An Uncomplicated Message through Visual Potency
Jennifer Baichwal’s Anthropocene: The Human Epoch, which has not yet received a UK wide release, is a meditative and thoughtful Environmental Documentary on mankind’s ignorance of our ingenuity to extract our world resources for use as commodity. The film is certainly effective in executing its poignant ideas, however, at times its subtlety and the patience it requires from the audience may leave some feeling a little cold…
The approach Anthropocene takes to the documentary format and specifically an environmental documentary is assuredly the correct one; it has the maturity to see past sensationalised and emotionally manipulative filmmaking, instead approaching the subject with real conviction in its calmness. Each sequence takes its time by placing trust in its tactile visual imagery to often independently propagate its messages.
Anthropocene has admirable aspirations and a fundamentally tasteful execution that certainly allows its messages to be up for your consideration rather than crude forced ingestion
Baichwal’s film is certainly globetrotting with the majority of the film being a series of independent vignettes from different cultures and communities across the world. Nicholas de Pencier’s cinematography provides each sequence with a real sense of uncompromising reality, providing tactile viewpoints on common environmental tropes.
Pencier’s cinematography provides real moments of visual cleverness, with one being an extended single take of a high-speed train tunnel enveloping the screen in a blur of movement, working to highlight the extent of mankind’s modification of the planet. Moments such as this do a good job at breaking up, what can feel like, a monotonous construction.

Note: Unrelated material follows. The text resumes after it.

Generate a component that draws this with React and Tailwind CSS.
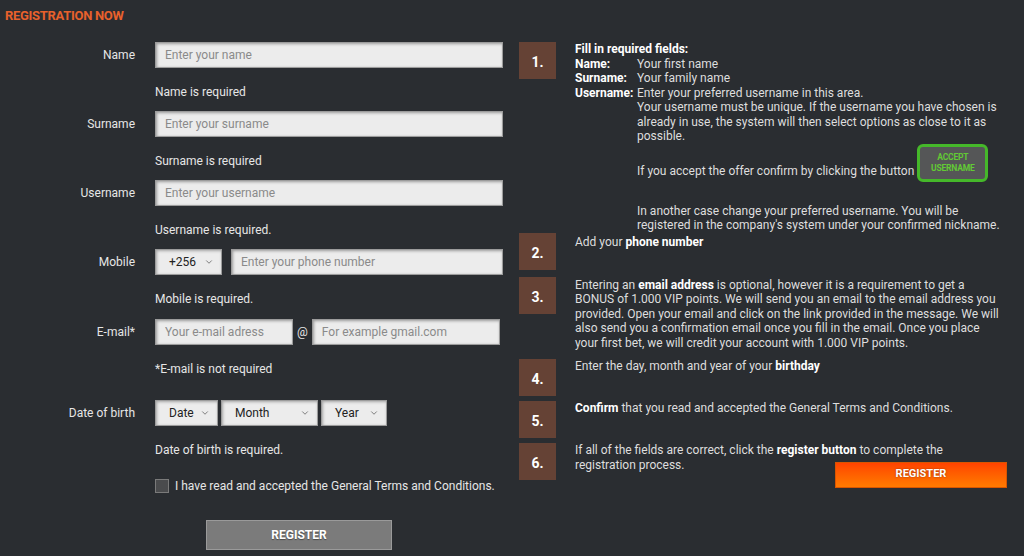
import { ChevronDown } from "lucide-react";

const inputCls =
  "h-[26px] bg-[#ececec] border border-[#9c9c9c] shadow-[inset_1px_1px_3px_rgba(0,0,0,0.35)] px-[9px] text-[12px] text-[#222] placeholder:text-[#8a8a8a] outline-none";

const Select = ({ label, width, textPad = "pl-[13px]" }) => (
  <div
    className={`h-[26px] ${width} bg-[#ececec] border border-[#9c9c9c] shadow-[inset_1px_1px_3px_rgba(0,0,0,0.3)] flex items-center justify-between ${textPad} pr-[7px] text-[12px] text-[#222]`}>
    <span>{label}</span>
    <ChevronDown className="w-[10px] h-[10px] text-[#555]" strokeWidth={1.75} />
  </div>
);

const Row = ({ label, children, top = "mt-[11px]" }) => (
  <div className={`flex items-center h-[26px] ${top}`}>
    <div className="w-[135px] text-right text-[12px] text-[#e6e6e6]">{label}</div>
    <div className="ml-[20px] flex items-center">{children}</div>
  </div>
);

const Hint = ({ children, top = "mt-[16px]" }) => (
  <div className={`pl-[155px] ${top} leading-[16px] text-[12px] text-[#e6e6e6]`}>{children}</div>
);

const Num = ({ n }) => (
  <div className="w-[37px] h-[37px] shrink-0 bg-[#654235] flex items-center justify-center pt-[4px] text-[14px] font-bold text-white">
    {n}
  </div>
);

const Step = ({ n, children, top = "mt-[5px]" }) => (
  <div className={`flex items-start ${top}`}>
    <Num n={n} />
    <div className="ml-[19px] w-[432px] text-[12px] leading-[14.5px] text-[#dedede]">{children}</div>
  </div>
);

const B = ({ children }) => <span className="font-bold text-white">{children}</span>;

export default function App() {
  return (
    <div
      className="w-[1024px] h-[556px] bg-[#2a2d31] overflow-hidden"
      style={{ fontFamily: "Roboto, 'Liberation Sans', sans-serif" }}>
      <div className="h-[42px] pt-[7px] pl-[5px]">
        <h1 className="text-[13px] font-bold text-[#e8612c] tracking-[-0.3px] leading-[17px]">
          REGISTRATION NOW
        </h1>
      </div>

      <div className="flex">
        {/* Left: form */}
        <div className="w-[503px] shrink-0">
          <Row label="Name" top="mt-0">
            <input className={`${inputCls} w-[348px]`} placeholder="Enter your name" />
          </Row>
          <Hint>Name is required</Hint>

          <Row label="Surname">
            <input className={`${inputCls} w-[348px]`} placeholder="Enter your surname" />
          </Row>
          <Hint>Surname is required</Hint>

          <Row label="Username">
            <input className={`${inputCls} w-[348px]`} placeholder="Enter your username" />
          </Row>
          <Hint>Username is required.</Hint>

          <Row label="Mobile">
            <Select label="+256" width="w-[67px]" />
            <input className={`${inputCls} w-[272px] ml-[9px]`} placeholder="Enter your phone number" />
          </Row>
          <Hint>Mobile is required.</Hint>

          <Row label="E-mail*" top="mt-[12px]">
            <input className={`${inputCls} w-[138px]`} placeholder="Your e-mail adress" />
            <span className="mx-[4px] text-[12px] text-[#e6e6e6]">@</span>
            <input className={`${inputCls} w-[188px]`} placeholder="For example gmail.com" />
          </Row>
          <Hint>*E-mail is not required</Hint>

          <Row label="Date of birth" top="mt-[23px]">
            <Select label="Date" width="w-[63px]" />
            <div className="ml-[3px]">
              <Select label="Month" width="w-[97px]" />
            </div>
            <div className="ml-[3px]">
              <Select label="Year" width="w-[66px]" />
            </div>
          </Row>
          <Hint>Date of birth is required.</Hint>

          <label className="mt-[20px] pl-[155px] flex items-center h-[16px] text-[12px] text-[#e6e6e6]">
            <span className="w-[14px] h-[14px] bg-[#4a4b4d] border border-[#7a7a7a]" />
            <span className="ml-[6px]">I have read and accepted the General Terms and Conditions.</span>
          </label>

          <button className="mt-[26px] ml-[206px] w-[186px] h-[30px] bg-[#7b7b7b] border border-[#9a9a9a] text-[12px] font-bold text-white [text-shadow:0_1px_1px_rgba(0,0,0,0.4)]">
            REGISTER
          </button>
        </div>

        {/* Right: instructions */}
        <div className="ml-[16px]">
          <Step n="1." top="mt-0">
            <div className="font-bold text-white">Fill in required fields:</div>
            <div className="grid grid-cols-[62px_1fr]">
              <div className="font-bold text-white">Name:</div>
              <div>Your first name</div>
              <div className="font-bold text-white">Surname:</div>
              <div>Your family name</div>
              <div className="font-bold text-white">Username:</div>
              <div>
                <div>Enter your preferred username in this area.</div>
                <div>
                  Your username must be unique. If the username you have chosen is
                  <br />
                  already in use, the system will then select options as close to it as
                  <br />
                  possible.
                </div>
                <div className="flex items-end h-[38px]">
                  <span className="pb-[3px]">If you accept the offer confirm by clicking the button</span>
                  <span className="ml-[3px] w-[71px] h-[38px] rounded-[6px] border-[3px] border-[#45b82a] bg-[#555657] flex flex-col items-center justify-center text-[8.5px] leading-[11px] font-bold text-[#62c935] tracking-[-0.2px]">
                    <span>ACCEPT</span>
                    <span>USERNAME</span>
                  </span>
                </div>
                <div className="mt-[22px]">
                  In another case change your preferred username. You will be
                  <br />
                  registered in the company's system under your confirmed nickname.
                </div>
              </div>
            </div>
          </Step>

          <Step n="2." top="mt-0">
            <div className="pt-[2px]">
              Add your <B>phone number</B>
            </div>
          </Step>

          <Step n="3." top="mt-[7px]">
            <div className="pt-[1px]">
              Entering an <B>email address</B> is optional, however it is a requirement to get a
              <br />
              BONUS of 1.000 VIP points. We will send you an email to the email address you
              <br />
              provided. Open your email and click on the link provided in the message. We will
              <br />
              also send you a confirmation email once you fill in the email. Once you place
              <br />
              your first bet, we will credit your account with 1.000 VIP points.
            </div>
          </Step>

          <Step n="4." top="mt-[9px]">
            Enter the day, month and year of your <B>birthday</B>
          </Step>

          <Step n="5.">
            <B>Confirm</B> that you read and accepted the General Terms and Conditions.
          </Step>

          <Step n="6.">
            <div>
              If all of the fields are correct, click the <B>register button</B> to complete the
            </div>
            <div className="flex items-start">
              <span>registration process.</span>
              <button className="ml-auto mt-[4px] w-[172px] h-[26px] bg-gradient-to-b from-[#ff4200] to-[#ff7a00] border border-[#d95500] text-[11px] font-bold text-white [text-shadow:0_0_2px_rgba(120,40,0,0.8)]">
                REGISTER
              </button>
            </div>
          </Step>
        </div>
      </div>
    </div>
  );
}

Alicia Vikander’s (Ex Machina, Tomb Raider) addition through voiceover supplies the film (rightly or wrongly) with a greater sense of legitimacy. She approaches the recordings, of context or thematic clues, with scintillating grace; each time her voiceover is utilised it provides a real sit-up and listen moment.
The voiceover undoubtedly provides much needed moments of reprieve but her addition to aid the visuals is sparingly used and perhaps could have been used more to provide some further connective tissue between the vignettes. As a singular complete mass these vignettes feel completely necessary, but their sequential order and individual inclusion at times felt random or at least unimportant.
In regards to the pacing, despite both Vikander’s voiceover and Pencier’s cinematography having their moments of real interest and the fact that I really applaud Baichwal’s tentative approach, there is still at times throughout the film a sense of flatness that this minimal and understated documentary style can easily succumb to. Of course, the level of tedium will vary viewer to viewer with some enjoying its wistful presentation but I can’t help but feel that the film’s length is slightly unjustified.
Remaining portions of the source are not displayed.